Don’t Shop On Gray Thursday or Black Friday. Here’s Why.

Security guards break up a fight between on Black Friday 2012.

Security guards break up a fight between on Black Friday 2012.

If malls and big box stores have become our temples, then shopping is how we worship and no form of prayer is more American than opening our wallets.

As you’ve all undoubtedly heard, many retailers will be opening their doors for Black Friday on Thursday, a day on which some lesser holiday, whose name escapes me at the moment, occurs. You can’t rightly call it Black Friday if it happens on a Thursday, so folks have taken to calling it Gray Thursday. Catchy, right?

Best Buy and Walmart will be opening their doors at 6 p.m. on Thursday, while Macy’s, Target, JCPenney, Kohl’s and Sears will begin welcoming suckers.. er, customers into their stores at 8 p.m.

Earliest of all, Kmart, which is owned by Sears Holdings, will be opening at 6 a.m. on Thursday morning and staying open for 41 hours straight. (Of course, K-Mart has been open on Thanksgiving for years.)

Now, everyone and their brother’s mother seems to recognize that this is a greedy, soul sucking push by struggling retailers to bleed consumers, but we refuse to do anything about it. We may rant and rave in indignation, but we’ll ultimately shrug our shoulders in apathy and write it off as another inevitability.

Our frenzied lust for stuff, usually tempered by at least a modicum of rational thought during the year, all comes to head in one glorious moment as those sliding glass doors fly open to reveal where our true treasures lie. Big screen TVs, iPads, bread makers, We know in our hearts (especially as Christians) that it won’t satisfy, but we are driven by some demon compulsion that economists call behavioral economics; get people in for a “one-time only” deal, and even if the “doorbuster” stuff is gone early, they’ll buy something to justify the time wasted.

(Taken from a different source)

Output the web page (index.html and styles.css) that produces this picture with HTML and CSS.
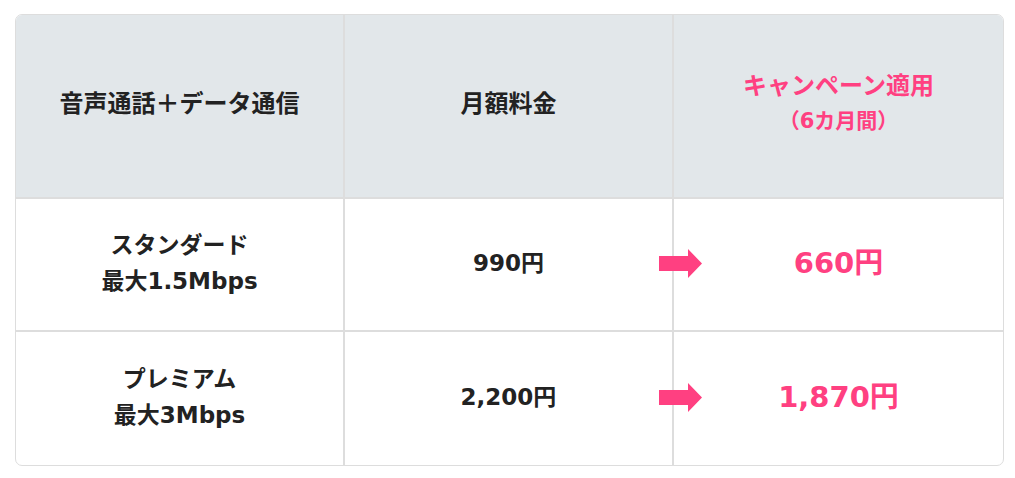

This makes no logical sense because the stuff on sale now will be even cheaper in a few weeks (and the store emptier), but it never fails to entice. It’s easy to shake our fingers at the retailers for infringing on the one day a year that’s supposed to eschew commercialism, but we have only ourselves to blame.

That the retailers use marketing ploys should come as no surprise; that’s what they do. But the fact that we support them in this destruction of sanctity is the real tragedy. Our collective dollars, as consumers, are one of the most powerful weapons in the free world, and yet, we continue to use them for evil (and to our own ultimate demise) than training them on things that really matter.

This year, instead of throwing up your hands in disgust, refuse to support this ugliness. Don’t buy a thing. Instead, take stock of what you already have; family, friends, love, full bellies, laughter, clothes on your back, clean water to drink, and a Savior whose love will long outlast that new laptop.